## Start Data shown

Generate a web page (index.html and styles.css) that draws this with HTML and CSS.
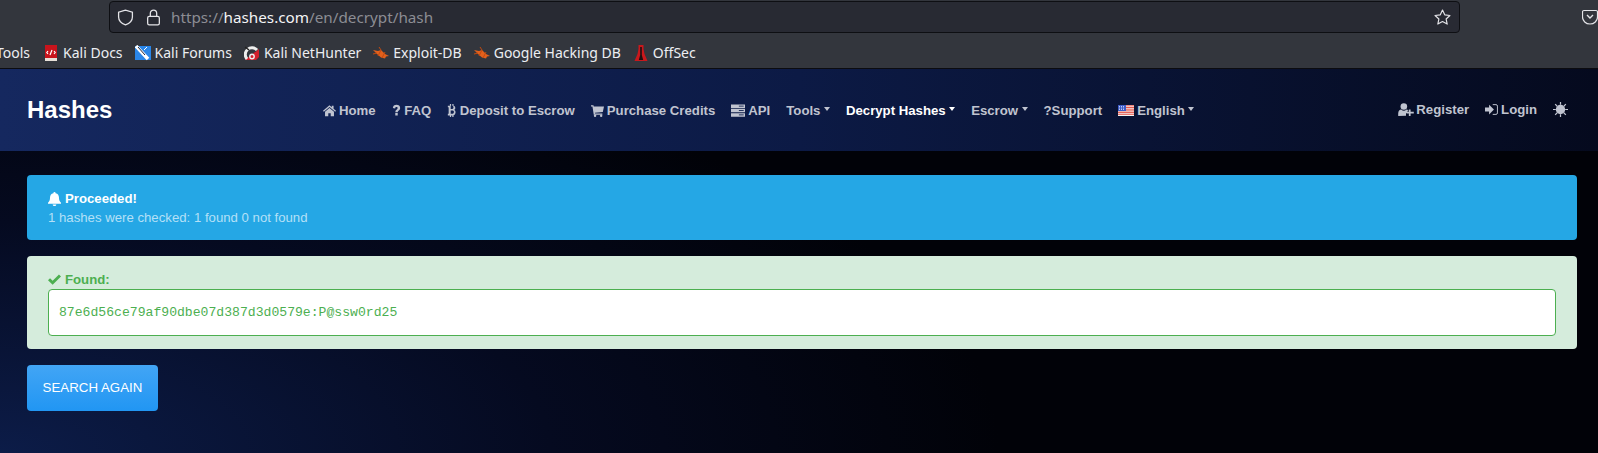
FILE: index.html
```html
<!DOCTYPE html>
<html lang="en">
<head>
  <meta charset="UTF-8">
  <title>Hashes</title>
  <link rel="stylesheet" href="styles.css">
</head>
<body>
<!-- browser chrome -->
<div class="chrome">
  <div class="toolbar">
    <div class="urlbar">
      <svg class="url-icon" viewBox="0 0 16 16"><path d="M8 1 1.500 3v4.500c0 3.600 2.800 6.100 6.500 7.500 3.700-1.400 6.500-3.900 6.500-7.500V3z" fill="none" stroke="#e4e4e8" stroke-width="1.200"/></svg>
      <svg class="url-icon lock" viewBox="0 0 16 16"><rect x="2.500" y="7" width="11" height="8" rx="1.500" fill="none" stroke="#e4e4e8" stroke-width="1.200"/><path d="M5 7V4a3 3 0 0 1 6 0v3" fill="none" stroke="#e4e4e8" stroke-width="1.200"/></svg>
      <span class="url"><span class="dim">https://</span>hashes.com<span class="dim">/en/decrypt/hash</span></span>
      <svg class="url-icon star" viewBox="0 0 16 16"><path d="m8 1 2.100 4.500 4.900.6-3.600 3.300 1 4.800L8 11.800l-4.400 2.400 1-4.800L1 6.100l4.900-.6z" fill="none" stroke="#e4e4e8" stroke-width="1.100" stroke-linejoin="round"/></svg>
    </div>
    <svg class="pocket" viewBox="0 0 16 16"><path d="M2 1.500h12A1.500 1.500 0 0 1 15.500 3v5a7.500 7 0 0 1-15 0V3A1.500 1.500 0 0 1 2 1.500z" fill="none" stroke="#e4e4e8" stroke-width="1.200"/><path d="m5 6 3 3 3-3" fill="none" stroke="#e4e4e8" stroke-width="1.400"/></svg>
  </div>
  <div class="bookmarks">
    <span class="bookmark first">Tools</span>
    <span class="bookmark">
      <svg class="fav" viewBox="0 0 16 16"><rect x="2" y="0" width="12" height="14" fill="#c8141c"/><rect x="2" y="13" width="12" height="3" fill="#e8e0d8"/><path d="M5 6 3.800 7.500 5 9M11 6l1.200 1.500L11 9M9 5 7 10" stroke="#fff" stroke-width="1.200" fill="none"/></svg>
      Kali Docs
    </span>
    <span class="bookmark">
      <svg class="fav" viewBox="0 0 16 16"><rect y="1" width="16" height="14" fill="#2a86e8"/><path d="m1 1 12 13" stroke="#fff" stroke-width="3.500"/><path d="m3 2 7 8" stroke="#223" stroke-width="1"/><path d="M9 5l3-3" stroke="#fff" stroke-width="1"/></svg>
      Kali Forums
    </span>
    <span class="bookmark">
      <svg class="fav" viewBox="0 0 16 16"><path d="M1 15 15 4v8l-3 3z" fill="#d2202c"/><path d="M3 14a6.500 6.500 0 0 1 10-9" fill="none" stroke="#eee" stroke-width="3"/><path d="M1 2l4 3" stroke="#222" stroke-width="1.500"/><circle cx="8" cy="11.500" r="2.200" fill="none" stroke="#eee" stroke-width="1.400"/></svg>
      Kali NetHunter
    </span>
    <span class="bookmark">
      <svg class="fav" viewBox="0 0 16 16"><path d="M0 5l5 1 3-1 4 4 4 2-3 .5-1 2-4-1-4-3.500z" fill="#e2601c"/><path d="m5 11 3-6M9 13l3-6M0 9l4-1M6 2l2 3" stroke="#c24a10" stroke-width="1"/></svg>
      Exploit-DB
    </span>
    <span class="bookmark">
      <svg class="fav" viewBox="0 0 16 16"><path d="M0 5l5 1 3-1 4 4 4 2-3 .5-1 2-4-1-4-3.500z" fill="#e2601c"/><path d="m5 11 3-6M9 13l3-6M0 9l4-1M6 2l2 3" stroke="#c24a10" stroke-width="1"/></svg>
      Google Hacking DB
    </span>
    <span class="bookmark">
      <svg class="fav" viewBox="0 0 16 16"><path d="M5.500 0h5v4l1 5 3 7h-13l3-7 1-5z" fill="#c8181c"/><path d="M7.200 2h1.600v8l1.400 5H5.800l1.400-5z" fill="#1c1012"/></svg>
      OffSec
    </span>
  </div>
</div>

<!-- site nav -->
<nav class="navbar">
  <a class="brand">Hashes</a>
  <ul class="nav-list">
    <li class="nav-item">
      <svg class="ico" viewBox="0 0 16 16"><path d="M8 1.500 0 8.200l1 1.200L8 3.600l7 5.800 1-1.200-3-2.500V2h-2.200v2.100zM2.500 9.500V15h4v-3.700h3V15h4V9.500L8 4.900z"/></svg>Home
    </li>
    <li class="nav-item">
      <svg class="ico narrow" viewBox="0 0 10 16"><path d="M.5 5C.5 2.500 2.500 1 5 1s4.500 1.500 4.500 3.800c0 3-3 3.100-3 5.200H3.500C3.500 7 6.400 6.800 6.400 5c0-.8-.6-1.300-1.400-1.300S3.400 4.300 3.300 5.500zM3.500 11h3v3h-3z"/></svg>FAQ
    </li>
    <li class="nav-item">
      <svg class="ico narrow" viewBox="0 0 10 16"><path d="M3 0h1.500v2H6V0h1.500v2.200C9 2.600 9.700 3.700 9.700 5c0 1.100-.6 1.900-1.400 2.300C9.400 7.700 10 8.700 10 10c0 2-1.100 3.400-2.500 3.700V16H6v-2H4.500v2H3v-2H.5v-2h1V4h-1V2H3zm1 2.200v3.900h2c.9 0 1.400-.9 1.400-2s-.5-1.900-1.400-1.900zm0 5.700v4h2.500c1 0 1.500-1 1.500-2s-.5-2-1.500-2z"/></svg>Deposit to Escrow
    </li>
    <li class="nav-item">
      <svg class="ico" viewBox="0 0 16 16"><path d="M0 1.500h3l.4 1.500H16l-1.500 6.800-9.800 1 .3 1H14v1.500H3.400L1.800 3H0z"/><circle cx="5" cy="14.500" r="1.500"/><circle cx="12.500" cy="14.500" r="1.500"/></svg>Purchase Credits
    </li>
    <li class="nav-item">
      <svg class="ico wide" viewBox="0 0 16 14"><path d="M0 0h16v4H0zM0 5h16v4H0zM0 10h16v4H0z"/><path d="M9 2h5.500M9 7h5.500M9 12h5.500" stroke="#10204e" stroke-width="1"/></svg>API
    </li>
    <li class="nav-item caret">Tools</li>
    <li class="nav-item caret active">Decrypt Hashes</li>
    <li class="nav-item caret">Escrow</li>
    <li class="nav-item">?Support</li>
    <li class="nav-item caret">
      <svg class="flag" viewBox="0 0 16 11">
        <rect width="16" height="11" fill="#f4f4f4"/>
        <path d="M0 .8h16M0 2.500h16M0 4.200h16M0 5.900h16M0 7.600h16M0 9.300h16" stroke="#e4453a" stroke-width=".9"/>
        <rect width="8" height="6" fill="#3d5cc8"/>
        <path d="M1 1.500h6M1 3h6M1 4.500h6" stroke="#dfe6ff" stroke-width=".8" stroke-dasharray="1 1"/>
      </svg>English
    </li>
  </ul>
  <ul class="nav-right">
    <li class="nav-item">
      <svg class="ico user" viewBox="0 0 18 15"><circle cx="6.500" cy="4" r="3.800"/><path d="M0 15v-3c0-3 1.800-4.500 3.500-4.500C4.500 8.500 5.500 9 6.500 9s2-.5 3-1.500c1 0 1.800.5 2.500 1.300h-1.300v3H9v3zM12.300 7.500h2v2.500h3.700v2h-3.700v3h-2v-3H10v-2h2.300z"/></svg>Register
    </li>
    <li class="nav-item">
      <svg class="ico" viewBox="0 0 16 14"><path d="M0 4.500h5V1l6 6-6 6V9.500H0z"/><path d="M9.500 1h4A1.800 1.800 0 0 1 15.300 2.800v8.400a1.800 1.800 0 0 1-1.800 1.800h-4" fill="none" stroke="#c0c4d0" stroke-width="1.200"/></svg>Login
    </li>
    <li class="nav-item">
      <svg class="ico sun" viewBox="0 0 16 16"><circle cx="8" cy="8" r="5"/><path d="M8 0v3M8 13v3M0 8h3M13 8h3M2.300 2.300 4.500 4.500M11.500 11.500l2.200 2.200M2.300 13.700l2.200-2.200M11.500 4.500l2.200-2.200" stroke="#c0c4d0" stroke-width="1.300"/></svg>
    </li>
  </ul>
</nav>

<main class="content">
  <div class="alert alert-info">
    <div class="alert-title">
      <svg class="alert-ico" viewBox="0 0 14 15"><path d="M7 0a1.200 1.200 0 0 1 1.200 1.200c2.600.5 3.600 2.500 3.600 4.800 0 3 .9 4.500 2.200 5.500v1H0v-1C1.300 10.500 2.200 9 2.200 6c0-2.300 1-4.300 3.600-4.800A1.200 1.200 0 0 1 7 0zM5 13.300h4A2 1.700 0 0 1 5 13.300z"/></svg>Proceeded!
    </div>
    <div class="alert-sub">1 hashes were checked: 1 found 0 not found</div>
  </div>

  <div class="alert alert-success">
    <div class="found-title">
      <svg class="alert-ico" viewBox="0 0 14 12"><path d="m0 6.200 2.200-2.200 2.800 2.800L11.800 0 14 2.200 5 11.200z"/></svg>Found:
    </div>
    <div class="result">87e6d56ce79af90dbe07d387d3d0579e:P@ssw0rd25</div>
  </div>

  <a class="btn">SEARCH AGAIN</a>
</main>
</body>
</html>
```

FILE: styles.css
```css
* {
  margin: 0;
  padding: 0;
  box-sizing: border-box;
}

html, body {
  height: 453px;
  overflow: hidden;
}

body {
  font-family: "Liberation Sans", Arial, sans-serif;
  background: radial-gradient(ellipse 1000px 420px at 0 100%, #0c1c48 0, #050a20 55%, #010208 100%) #010208;
}

ul {
  list-style: none;
}

/* browser chrome */
.chrome {
  background-color: #33363d;
  height: 69px;
  border-bottom: 1px solid #0c0c10;
}

.toolbar {
  height: 34px;
  padding-top: 1px;
  display: flex;
  align-items: flex-start;
}

.urlbar {
  width: 1351px;
  height: 32px;
  margin-left: 109px;
  padding: 0 8px 0 7px;
  display: flex;
  align-items: center;
  background-color: #282a33;
  border: 1px solid #0e0f13;
  border-radius: 4px;
}

.url-icon {
  width: 17px;
  height: 17px;
  flex: none;
}

.lock {
  margin-left: 11px;
}

.url {
  margin-left: 9px;
  font: 15.25px "Noto Sans", sans-serif;
  color: #f4f4f6;
  white-space: nowrap;
}

.url .dim {
  color: #8c8d93;
}

.star {
  margin-left: auto;
}

.pocket {
  width: 16px;
  height: 16px;
  flex: none;
  margin: 8px 0 0 122px;
}

.bookmarks {
  height: 34px;
  padding-top: 3px;
  display: flex;
  align-items: center;
  margin-left: -4px;
  gap: 12px;
  font: 14px "Noto Sans", sans-serif;
  color: #eceef2;
  white-space: nowrap;
}

.bookmark {
  display: flex;
  align-items: center;
  gap: 4px;
}

.first {
  margin-right: 1px;
}

.fav {
  width: 16px;
  height: 16px;
  flex: none;
}

/* site nav */
.navbar {
  height: 82px;
  padding: 0 22px 0 27px;
  display: flex;
  align-items: center;
  background: linear-gradient(90deg, #15285f 0, #0c1a45 50%, #050a1e 100%);
}

.brand {
  width: 88px;
  font-size: 24px;
  font-weight: bold;
  color: #fff;
}

.nav-list {
  margin-left: 200px;
  display: flex;
  align-items: center;
}

.nav-right {
  margin-left: auto;
  display: flex;
  align-items: center;
  margin-top: -2px;
}

.nav-item {
  padding: 0 8px;
  display: flex;
  align-items: center;
  font-size: 13.2px;
  font-weight: bold;
  color: #c0c4d0;
  white-space: nowrap;
}

.nav-item.active {
  color: #fff;
}

.caret::after {
  content: "";
  margin-left: 3.5px;
  margin-bottom: 2px;
  border-top: 4px solid currentColor;
  border-left: 3.5px solid transparent;
  border-right: 3.5px solid transparent;
}

.ico {
  width: 13px;
  height: 13px;
  margin-right: 3px;
  fill: #c0c4d0;
  flex: none;
}

.ico.narrow {
  width: 9px;
  margin-right: 3.5px;
}

.ico.wide {
  width: 14px;
}

.ico.user {
  width: 16px;
  margin-right: 2px;
}

.ico.sun {
  width: 15px;
  height: 15px;
  margin-right: 0;
}

.flag {
  width: 16px;
  height: 11px;
  margin-right: 3px;
  flex: none;
}

/* alerts */
.content {
  padding: 24px 21px 0 27px;
}

.alert {
  border-radius: 4px;
  margin-bottom: 16px;
  padding: 0 21px;
  font-size: 13.2px;
}

.alert-info {
  height: 65px;
  padding-top: 16px;
  background-color: #25a7e5;
}

.alert-title {
  display: flex;
  align-items: center;
  font-weight: bold;
  color: #fff;
  line-height: 15px;
}

.alert-sub {
  margin-top: 4px;
  line-height: 15px;
  color: #b4e0f7;
}

.alert-success {
  height: 93px;
  padding-top: 16px;
  background-color: #d5ecdc;
}

.found-title {
  display: flex;
  align-items: center;
  font-weight: bold;
  color: #4caf50;
  line-height: 15px;
}

.alert-ico {
  width: 13px;
  height: 14px;
  margin-right: 4px;
  fill: currentColor;
}

.result {
  height: 47px;
  margin-top: 2px;
  padding-left: 10px;
  display: flex;
  align-items: center;
  background-color: #fff;
  border: 1px solid #4caf50;
  border-radius: 4px;
  font: 13.125px "Liberation Mono", monospace;
  color: #4caf50;
}

.btn {
  display: block;
  width: 131px;
  height: 46px;
  line-height: 46px;
  text-align: center;
  font-size: 13.3px;
  color: #fff;
  background: linear-gradient(180deg, #42a5f5, #2196f3);
  border-radius: 4px;
}
```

## End Data shown

* [What you need to do]: Return each line of the data that contains the string "index".

* [Completed task]:
Generate a web page (index.html and styles.css) that draws this with HTML and CSS.
FILE: index.html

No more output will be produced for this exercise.